Bu itibarla, hacı kemal Hz.nin dedesi olan Hz.pir zuhuruyla, insanın cümle âleme ve kendine varlık nisbet etme kısırlığı ve nakıslığını fenafillâh telkini ile keserek, bekabillâh irşadıyla ölümsüzlüğe eriştirmekle insanlığa Yahya olup, (hayat verici) zebhi azim dir. (büyük kurban koç’udur)
     Bunu beyanla: zebihın / kurbanın sırrına varis hakikatte Peder maderce- çü? nesl-i pâk-i pirâni buyruluyor. Ki gerek peder / babası gerek mader / anası ve dedesi tarafından nesli pak, yani nesli ehlibeyt / evladı resul temizliğine mazhar olan hacı kemal Hz; Hakikatta Hz.pir efendimizin şahsında açığa çıkan büyük kurban koçluğuna (ruha mensub er kişiliğe) mazhar ve varistir, demektir.
                              İmam-i pişvâ-yı ehl-i tevhid
                              Muhakkikler reisi şeyh melâmi
     Pişva: başkan önder, muhakkikler: hakikat ehilleri, anlamındadır. Hacı Kemal Hz. tevhidi hakiki irşadı yapan mürşidlerin, imamların önderi olduğu gibi, ehl-i hakikatın reisi meslek-i resulu melami şeyhidir, buyruluyor.  
                              Ona teslim olan la şek olur inan
                              Ledün ilmine vakıf nesl-i rahmani
     La şek: şüphe kalmamak manasınadır. Her kim ilmi ledüne, yani tarikat, hakikat ve marifete vakıf, nesli rahman ve evladı resul olan hacı Kemal Hz.den zahir olan irşada teslim olursa, rabbini müşahade edip rabbine kavuşmakta ve insanı kâmil mertebesine erişme konularında, inan ki o kişinin hiçbir şüphesi kalmaz, deniliyor.  

                              Onın medhine acizdir lisanım
                              Turâbi ol ayağının eya Hilmi

      Turâb: toprak, demektir. Ayağının altında türab / toprak olmak ise, Hz.pir’in şahsında tasnifi ve düzenlemesi açığa çıkan mesleki resul âli pirensiplerini telkin eden mürşidi kâmili baş tacı yaparak.
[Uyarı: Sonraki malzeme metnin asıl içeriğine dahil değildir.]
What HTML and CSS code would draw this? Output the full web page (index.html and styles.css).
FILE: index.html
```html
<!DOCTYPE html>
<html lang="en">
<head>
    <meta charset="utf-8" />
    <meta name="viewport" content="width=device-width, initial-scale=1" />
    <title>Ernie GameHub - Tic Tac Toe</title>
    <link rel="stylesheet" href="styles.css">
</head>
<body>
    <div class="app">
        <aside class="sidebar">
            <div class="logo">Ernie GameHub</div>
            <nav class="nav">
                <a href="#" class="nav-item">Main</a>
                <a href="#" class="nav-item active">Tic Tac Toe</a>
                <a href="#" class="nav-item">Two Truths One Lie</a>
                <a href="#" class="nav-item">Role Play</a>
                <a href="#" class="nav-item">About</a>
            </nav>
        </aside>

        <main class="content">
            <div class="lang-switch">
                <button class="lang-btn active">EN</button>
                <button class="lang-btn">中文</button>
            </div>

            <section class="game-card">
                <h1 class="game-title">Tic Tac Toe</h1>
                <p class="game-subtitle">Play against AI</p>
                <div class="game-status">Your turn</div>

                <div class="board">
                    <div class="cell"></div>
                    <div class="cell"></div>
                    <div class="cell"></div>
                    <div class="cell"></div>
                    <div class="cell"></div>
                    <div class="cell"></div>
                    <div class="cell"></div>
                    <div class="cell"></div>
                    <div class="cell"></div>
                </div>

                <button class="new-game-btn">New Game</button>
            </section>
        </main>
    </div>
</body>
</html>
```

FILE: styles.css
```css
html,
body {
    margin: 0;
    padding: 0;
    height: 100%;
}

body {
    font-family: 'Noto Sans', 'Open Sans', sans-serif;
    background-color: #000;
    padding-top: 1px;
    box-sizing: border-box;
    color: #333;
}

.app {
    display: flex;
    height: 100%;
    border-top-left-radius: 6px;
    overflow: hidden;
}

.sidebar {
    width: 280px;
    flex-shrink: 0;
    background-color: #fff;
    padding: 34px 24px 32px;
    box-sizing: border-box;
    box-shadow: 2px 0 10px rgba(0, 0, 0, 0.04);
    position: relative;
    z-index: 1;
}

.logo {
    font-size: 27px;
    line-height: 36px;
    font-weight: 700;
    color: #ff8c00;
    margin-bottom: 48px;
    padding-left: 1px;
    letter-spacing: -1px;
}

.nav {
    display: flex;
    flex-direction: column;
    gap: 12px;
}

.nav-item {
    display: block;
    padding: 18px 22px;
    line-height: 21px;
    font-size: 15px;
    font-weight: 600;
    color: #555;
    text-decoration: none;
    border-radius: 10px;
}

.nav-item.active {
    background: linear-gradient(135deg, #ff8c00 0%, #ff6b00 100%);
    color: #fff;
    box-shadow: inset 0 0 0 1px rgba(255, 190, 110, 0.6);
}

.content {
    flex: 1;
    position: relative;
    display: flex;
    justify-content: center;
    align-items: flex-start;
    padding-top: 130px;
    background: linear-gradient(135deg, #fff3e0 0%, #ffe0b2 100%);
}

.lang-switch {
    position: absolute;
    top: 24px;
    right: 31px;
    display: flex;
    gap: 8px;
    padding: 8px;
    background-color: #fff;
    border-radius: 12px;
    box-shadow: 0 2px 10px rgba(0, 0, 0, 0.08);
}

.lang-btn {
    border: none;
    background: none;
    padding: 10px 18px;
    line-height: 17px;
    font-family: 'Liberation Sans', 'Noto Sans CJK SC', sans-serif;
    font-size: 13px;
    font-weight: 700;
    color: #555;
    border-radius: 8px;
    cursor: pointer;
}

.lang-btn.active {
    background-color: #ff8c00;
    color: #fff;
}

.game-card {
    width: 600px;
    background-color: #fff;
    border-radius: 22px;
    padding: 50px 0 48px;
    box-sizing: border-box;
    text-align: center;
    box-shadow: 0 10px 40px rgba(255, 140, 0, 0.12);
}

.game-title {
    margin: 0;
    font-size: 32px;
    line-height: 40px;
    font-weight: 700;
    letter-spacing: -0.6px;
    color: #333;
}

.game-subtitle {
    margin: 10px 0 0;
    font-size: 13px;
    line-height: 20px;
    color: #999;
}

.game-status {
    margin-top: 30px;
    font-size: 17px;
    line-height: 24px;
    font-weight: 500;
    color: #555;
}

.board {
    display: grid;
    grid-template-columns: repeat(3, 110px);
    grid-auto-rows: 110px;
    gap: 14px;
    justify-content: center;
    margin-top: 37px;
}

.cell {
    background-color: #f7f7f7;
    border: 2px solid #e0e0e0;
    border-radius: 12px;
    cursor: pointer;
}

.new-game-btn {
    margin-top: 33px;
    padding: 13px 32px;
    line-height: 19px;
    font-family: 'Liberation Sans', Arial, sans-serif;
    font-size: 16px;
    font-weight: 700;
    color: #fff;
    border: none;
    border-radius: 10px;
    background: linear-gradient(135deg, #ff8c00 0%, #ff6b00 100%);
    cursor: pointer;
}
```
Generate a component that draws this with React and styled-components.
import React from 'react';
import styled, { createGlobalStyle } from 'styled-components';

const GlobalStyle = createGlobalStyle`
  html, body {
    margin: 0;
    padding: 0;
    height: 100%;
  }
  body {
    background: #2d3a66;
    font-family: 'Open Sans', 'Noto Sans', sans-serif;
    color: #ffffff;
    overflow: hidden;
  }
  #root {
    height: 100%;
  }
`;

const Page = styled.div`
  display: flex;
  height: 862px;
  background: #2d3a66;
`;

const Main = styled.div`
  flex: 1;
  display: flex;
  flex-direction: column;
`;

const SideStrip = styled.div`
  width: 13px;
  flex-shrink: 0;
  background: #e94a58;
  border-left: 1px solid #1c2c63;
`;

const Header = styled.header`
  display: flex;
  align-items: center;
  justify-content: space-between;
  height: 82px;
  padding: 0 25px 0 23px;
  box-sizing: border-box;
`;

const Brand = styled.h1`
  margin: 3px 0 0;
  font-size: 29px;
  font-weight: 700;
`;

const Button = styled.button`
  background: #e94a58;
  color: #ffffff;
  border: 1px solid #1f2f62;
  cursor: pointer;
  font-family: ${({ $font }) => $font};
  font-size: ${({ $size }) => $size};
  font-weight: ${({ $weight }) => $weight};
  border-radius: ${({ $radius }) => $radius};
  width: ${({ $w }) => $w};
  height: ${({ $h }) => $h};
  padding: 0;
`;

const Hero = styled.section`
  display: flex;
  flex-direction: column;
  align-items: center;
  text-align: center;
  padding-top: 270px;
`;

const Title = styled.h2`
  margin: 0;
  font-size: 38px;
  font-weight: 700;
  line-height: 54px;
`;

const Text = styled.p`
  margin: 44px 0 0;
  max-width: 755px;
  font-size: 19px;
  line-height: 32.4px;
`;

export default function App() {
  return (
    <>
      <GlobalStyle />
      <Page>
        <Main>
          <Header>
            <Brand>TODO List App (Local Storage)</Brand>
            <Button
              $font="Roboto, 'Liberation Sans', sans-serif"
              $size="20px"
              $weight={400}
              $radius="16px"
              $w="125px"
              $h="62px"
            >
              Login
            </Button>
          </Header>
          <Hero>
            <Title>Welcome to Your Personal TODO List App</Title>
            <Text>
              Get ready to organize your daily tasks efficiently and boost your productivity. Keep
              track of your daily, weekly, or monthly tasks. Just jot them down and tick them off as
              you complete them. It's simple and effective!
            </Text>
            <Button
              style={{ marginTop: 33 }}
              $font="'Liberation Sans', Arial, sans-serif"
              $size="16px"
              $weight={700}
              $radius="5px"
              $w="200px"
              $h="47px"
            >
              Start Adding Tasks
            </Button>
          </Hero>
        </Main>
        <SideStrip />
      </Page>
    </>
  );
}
Onun telkini irşadına toprak gibi yerle yeksan bir tenezzül ve tevazuyla teslim olmaktır. Ki bunu ifadeyle Malik ef. Hilmi mahlâsıyla; Hz.pir efendimizin torunu olan hacı Kemal Hz.ni her ne kadar medhedip övmüş olsamda, ben onu medhedmiş olamam, dilim onu anlatmaktan acizdir, diyor. Ve devamla ey Hilmi sen hacı kemâl Hz. karşısında, onun ayağının altındaki türab / toprak gibi tevazulu ve tenezzüllü olmaya bak, buyuruyor. Allahu âlem.